▶ [Recorded data]:
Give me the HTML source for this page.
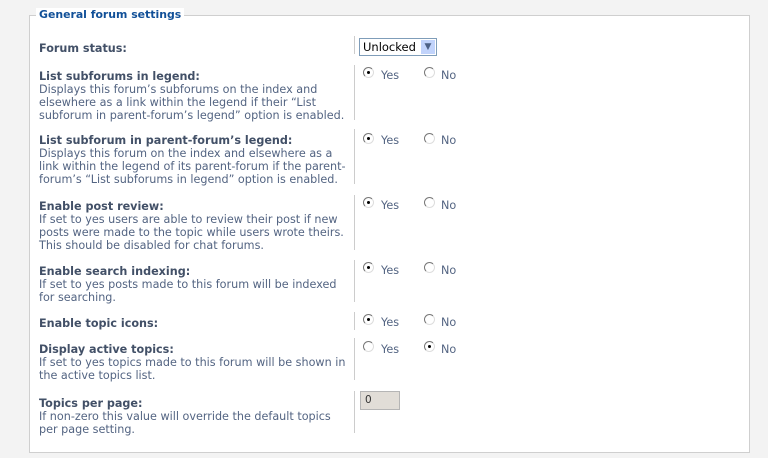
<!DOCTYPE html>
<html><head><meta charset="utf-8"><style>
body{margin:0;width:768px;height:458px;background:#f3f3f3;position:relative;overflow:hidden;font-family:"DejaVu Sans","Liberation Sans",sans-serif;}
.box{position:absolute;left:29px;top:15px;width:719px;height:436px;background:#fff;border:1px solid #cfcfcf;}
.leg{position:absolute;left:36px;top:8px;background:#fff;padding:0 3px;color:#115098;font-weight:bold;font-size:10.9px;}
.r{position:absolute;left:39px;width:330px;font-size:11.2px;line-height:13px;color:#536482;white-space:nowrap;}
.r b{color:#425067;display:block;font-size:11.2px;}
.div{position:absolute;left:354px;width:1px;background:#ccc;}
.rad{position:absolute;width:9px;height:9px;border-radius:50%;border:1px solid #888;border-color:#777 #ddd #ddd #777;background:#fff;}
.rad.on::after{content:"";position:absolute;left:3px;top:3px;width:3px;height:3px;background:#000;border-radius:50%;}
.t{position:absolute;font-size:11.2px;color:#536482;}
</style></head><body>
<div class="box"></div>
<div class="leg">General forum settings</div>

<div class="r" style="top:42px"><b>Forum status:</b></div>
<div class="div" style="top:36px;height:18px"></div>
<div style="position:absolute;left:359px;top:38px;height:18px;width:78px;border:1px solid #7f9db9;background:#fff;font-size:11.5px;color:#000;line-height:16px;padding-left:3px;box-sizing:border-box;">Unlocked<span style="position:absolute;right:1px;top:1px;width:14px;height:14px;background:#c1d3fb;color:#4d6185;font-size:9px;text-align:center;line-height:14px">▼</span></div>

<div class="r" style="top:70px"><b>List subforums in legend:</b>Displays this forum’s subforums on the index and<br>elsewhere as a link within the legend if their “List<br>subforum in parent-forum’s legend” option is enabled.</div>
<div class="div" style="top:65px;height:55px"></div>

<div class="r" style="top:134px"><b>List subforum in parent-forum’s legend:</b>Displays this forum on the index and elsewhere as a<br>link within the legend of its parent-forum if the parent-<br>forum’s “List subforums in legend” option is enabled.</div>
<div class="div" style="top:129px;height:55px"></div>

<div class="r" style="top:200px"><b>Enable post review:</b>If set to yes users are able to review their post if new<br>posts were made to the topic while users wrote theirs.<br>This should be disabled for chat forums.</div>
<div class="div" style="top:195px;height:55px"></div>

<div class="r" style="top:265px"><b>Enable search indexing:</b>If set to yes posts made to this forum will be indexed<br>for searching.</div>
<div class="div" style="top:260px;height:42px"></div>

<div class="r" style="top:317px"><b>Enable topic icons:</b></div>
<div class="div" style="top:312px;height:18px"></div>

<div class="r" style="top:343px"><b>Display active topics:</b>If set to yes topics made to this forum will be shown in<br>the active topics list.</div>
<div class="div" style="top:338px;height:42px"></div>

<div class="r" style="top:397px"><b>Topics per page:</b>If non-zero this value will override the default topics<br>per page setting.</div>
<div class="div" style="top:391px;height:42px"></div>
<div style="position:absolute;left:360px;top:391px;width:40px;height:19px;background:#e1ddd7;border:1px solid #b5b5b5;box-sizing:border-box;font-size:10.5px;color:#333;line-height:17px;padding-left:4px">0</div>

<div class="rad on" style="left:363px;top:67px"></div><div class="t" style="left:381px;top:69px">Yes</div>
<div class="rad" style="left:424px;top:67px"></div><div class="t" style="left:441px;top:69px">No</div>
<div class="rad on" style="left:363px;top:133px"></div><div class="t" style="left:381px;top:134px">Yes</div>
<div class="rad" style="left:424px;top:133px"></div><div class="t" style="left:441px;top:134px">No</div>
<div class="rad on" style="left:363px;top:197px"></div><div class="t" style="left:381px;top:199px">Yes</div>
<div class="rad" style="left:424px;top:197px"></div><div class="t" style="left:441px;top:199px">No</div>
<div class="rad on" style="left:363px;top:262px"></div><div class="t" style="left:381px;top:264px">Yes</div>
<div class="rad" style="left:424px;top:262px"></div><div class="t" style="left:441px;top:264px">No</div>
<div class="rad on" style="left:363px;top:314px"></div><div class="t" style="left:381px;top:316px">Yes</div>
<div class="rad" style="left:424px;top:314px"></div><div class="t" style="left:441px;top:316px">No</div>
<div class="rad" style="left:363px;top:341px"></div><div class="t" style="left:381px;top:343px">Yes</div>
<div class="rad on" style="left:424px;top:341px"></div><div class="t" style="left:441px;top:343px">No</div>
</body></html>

▶ [Task objective]: What is needed is an exact reproduction of the data, pictures excluded.

▶ [Response]:
Give me the HTML source for this page.
<!DOCTYPE html>
<html><head><meta charset="utf-8"><style>
body{margin:0;width:768px;height:458px;background:#f3f3f3;position:relative;overflow:hidden;font-family:"DejaVu Sans","Liberation Sans",sans-serif;}
.box{position:absolute;left:29px;top:15px;width:719px;height:436px;background:#fff;border:1px solid #cfcfcf;}
.leg{position:absolute;left:36px;top:8px;background:#fff;padding:0 3px;color:#115098;font-weight:bold;font-size:10.9px;}
.r{position:absolute;left:39px;width:330px;font-size:11.2px;line-height:13px;color:#536482;white-space:nowrap;}
.r b{color:#425067;display:block;font-size:11.2px;}
.div{position:absolute;left:354px;width:1px;background:#ccc;}
.rad{position:absolute;width:9px;height:9px;border-radius:50%;border:1px solid #888;border-color:#777 #ddd #ddd #777;background:#fff;}
.rad.on::after{content:"";position:absolute;left:3px;top:3px;width:3px;height:3px;background:#000;border-radius:50%;}
.t{position:absolute;font-size:11.2px;color:#536482;}
</style></head><body>
<div class="box"></div>
<div class="leg">General forum settings</div>

<div class="r" style="top:42px"><b>Forum status:</b></div>
<div class="div" style="top:36px;height:18px"></div>
<div style="position:absolute;left:359px;top:38px;height:18px;width:78px;border:1px solid #7f9db9;background:#fff;font-size:11.5px;color:#000;line-height:16px;padding-left:3px;box-sizing:border-box;">Unlocked<span style="position:absolute;right:1px;top:1px;width:14px;height:14px;background:#c1d3fb;color:#4d6185;font-size:9px;text-align:center;line-height:14px">▼</span></div>

<div class="r" style="top:70px"><b>List subforums in legend:</b>Displays this forum’s subforums on the index and<br>elsewhere as a link within the legend if their “List<br>subforum in parent-forum’s legend” option is enabled.</div>
<div class="div" style="top:65px;height:55px"></div>

<div class="r" style="top:134px"><b>List subforum in parent-forum’s legend:</b>Displays this forum on the index and elsewhere as a<br>link within the legend of its parent-forum if the parent-<br>forum’s “List subforums in legend” option is enabled.</div>
<div class="div" style="top:129px;height:55px"></div>

<div class="r" style="top:200px"><b>Enable post review:</b>If set to yes users are able to review their post if new<br>posts were made to the topic while users wrote theirs.<br>This should be disabled for chat forums.</div>
<div class="div" style="top:195px;height:55px"></div>

<div class="r" style="top:265px"><b>Enable search indexing:</b>If set to yes posts made to this forum will be indexed<br>for searching.</div>
<div class="div" style="top:260px;height:42px"></div>

<div class="r" style="top:317px"><b>Enable topic icons:</b></div>
<div class="div" style="top:312px;height:18px"></div>

<div class="r" style="top:343px"><b>Display active topics:</b>If set to yes topics made to this forum will be shown in<br>the active topics list.</div>
<div class="div" style="top:338px;height:42px"></div>

<div class="r" style="top:397px"><b>Topics per page:</b>If non-zero this value will override the default topics<br>per page setting.</div>
<div class="div" style="top:391px;height:42px"></div>
<div style="position:absolute;left:360px;top:391px;width:40px;height:19px;background:#e1ddd7;border:1px solid #b5b5b5;box-sizing:border-box;font-size:10.5px;color:#333;line-height:17px;padding-left:4px">0</div>

<div class="rad on" style="left:363px;top:67px"></div><div class="t" style="left:381px;top:69px">Yes</div>
<div class="rad" style="left:424px;top:67px"></div><div class="t" style="left:441px;top:69px">No</div>
<div class="rad on" style="left:363px;top:133px"></div><div class="t" style="left:381px;top:134px">Yes</div>
<div class="rad" style="left:424px;top:133px"></div><div class="t" style="left:441px;top:134px">No</div>
<div class="rad on" style="left:363px;top:197px"></div><div class="t" style="left:381px;top:199px">Yes</div>
<div class="rad" style="left:424px;top:197px"></div><div class="t" style="left:441px;top:199px">No</div>
<div class="rad on" style="left:363px;top:262px"></div><div class="t" style="left:381px;top:264px">Yes</div>
<div class="rad" style="left:424px;top:262px"></div><div class="t" style="left:441px;top:264px">No</div>
<div class="rad on" style="left:363px;top:314px"></div><div class="t" style="left:381px;top:316px">Yes</div>
<div class="rad" style="left:424px;top:314px"></div><div class="t" style="left:441px;top:316px">No</div>
<div class="rad" style="left:363px;top:341px"></div><div class="t" style="left:381px;top:343px">Yes</div>
<div class="rad on" style="left:424px;top:341px"></div><div class="t" style="left:441px;top:343px">No</div>
</body></html>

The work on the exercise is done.